Falling Off the Wall

“The prophet is considered a fool, the inspired man a maniac. The prophet, along with my God, is the watchman over Ephraim, yet snares await him on all his paths, and hostility in the house of his God.” Hosea 9:7-8

Even though God sets people on the wall (Isaiah 62:6-7) to align with His purposes and to pray for His will to be done on earth, it’s easy to fall off the wall. Here are five reasons why people who are genuinely called to watch over the church in prayer, fall from the ministry God set them in:

  1. Self-doubt. Watchmen have prophetic experiences to inspire them to pray, but because everyone doesn’t experience the same things they do, they are called “maniacs;” or in our day, made out to be “weird.” It’s easy to question whether God really did speak and to question why He would tell you and not everyone. “Who do I think I am?” is often an accusing thought. 
  2. Rejection. “Hostility in the house of God” means everyone doesn’t appreciate your intensity. Sometimes church leaders feel threatened by people’s “revelations” and seek to shut watchmen down. 
  3. Suspicion. Revelation 12:10 tells us that Satan is “the accuser of the brethren.” He will mimic prophetic experiences (He disguises himself as an angel of light) to watchmen that sow suspicions in their hearts about leaders and churches. He uses things that have actually happened and were actually said to make the case that God is against His own church because of their many sins. 
  4. Discouragement. In a pragmatic world that supremely values action, it can seem like prayer is a waste of time. When Mary poured precious perfume on Jesus, the church leadership said, “Why this waste?” (Matthew 26:8) Needs will always exist and there will always be time to do practical things after prayer, but please know that the highest calling is to “waste” time worshiping Jesus. 
  5. Depression. In a place of intercession God shares some of His burden with us. We see clearly how wide the gap is between how things are and how they should be. Our burden must be prayed back to God because the government is on Jesus’ shoulders, not ours. (Isaiah 9:6) The enemy would have us be self-proclaimed martyrs who are carrying everyone’s burdens for them.
Posted in Acts, Habakkuk, Hosea, Psalms

A Song in the Night

“Deep calls to deep in the roar of Your waterfalls; all your waves and breakers have swept over me. By day the Lord directs His love, at night His song is with me.” Psalm 42:7-8

The Psalmist is in a time of mourning and desperation that has invited him to go deeper in God. God’s breakers have swept over him and they have broken him down to where all he has left is a thirst for God Himself. (Psalm 42:2) Have you ever been here? Are you there right now? God has a song He wants you to embrace; a song in the night.

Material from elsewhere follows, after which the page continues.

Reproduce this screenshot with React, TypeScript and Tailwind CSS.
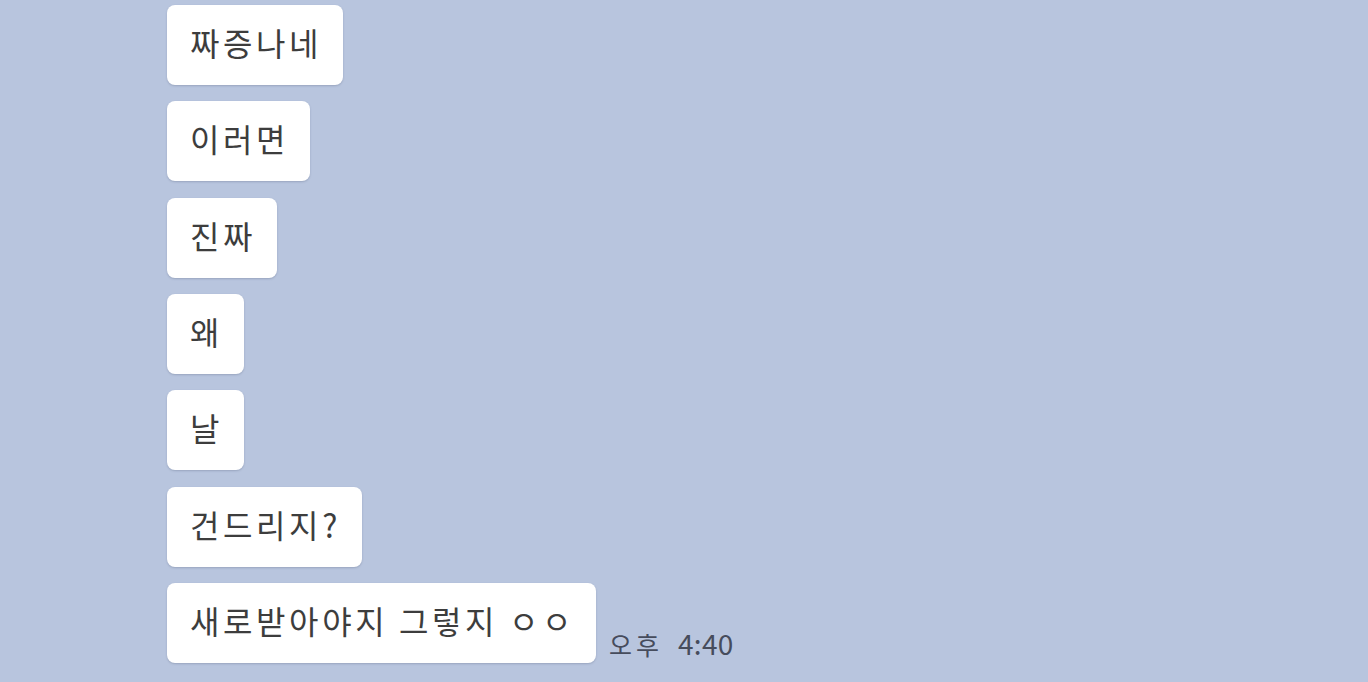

David was in the wilderness being chased by Saul even though he had done nothing wrong. He had been anointed by Samuel and had an early victory over Goliath, but now an army was seeking to kill him and he was on the run with his men, hiding in caves. (Psalm 27:3) At this time David heard God say to his heart, “Seek My face.” (Psalm 27:8) In the midst of David’s great need for His hand (power to deliver), God invited David deeper, to seek His face (who He is). May our response be similar to David’s: “Your face, oh God, I will seek.” (Psalm 27:8)

Three things happen to us when we embrace the song in the night:

  1. Our joy becomes centered in God alone. Habakkuk says that when famine strikes and all external blessings are cut off, he will rejoice in God because God alone is his Savior, Strength, and Guide through life’s most difficult times. (Habakkuk 3:17-19)
  2. Our identity changes. Hosea declares that experiencing God’s tenderness in the wilderness will lead to us calling God our husband instead of our master. (Hosea 2:14-16) It’s in the frustration and despair of the wilderness that God calls us deeper and changes us. David says it this way: “Your gentleness makes me great.” (Psalm 18:35)
  3. We prepare the way for our own deliverance. David says the rising waters will not reach him because God has surrounded him with “songs of deliverance.” (Psalm 32:7) Paul and Silas sang this song in jail and it led to an earthquake that freed all of the prisoners (Acts 16). Is it midnight in your life? Lift your eyes higher, seek His face, and sing His song.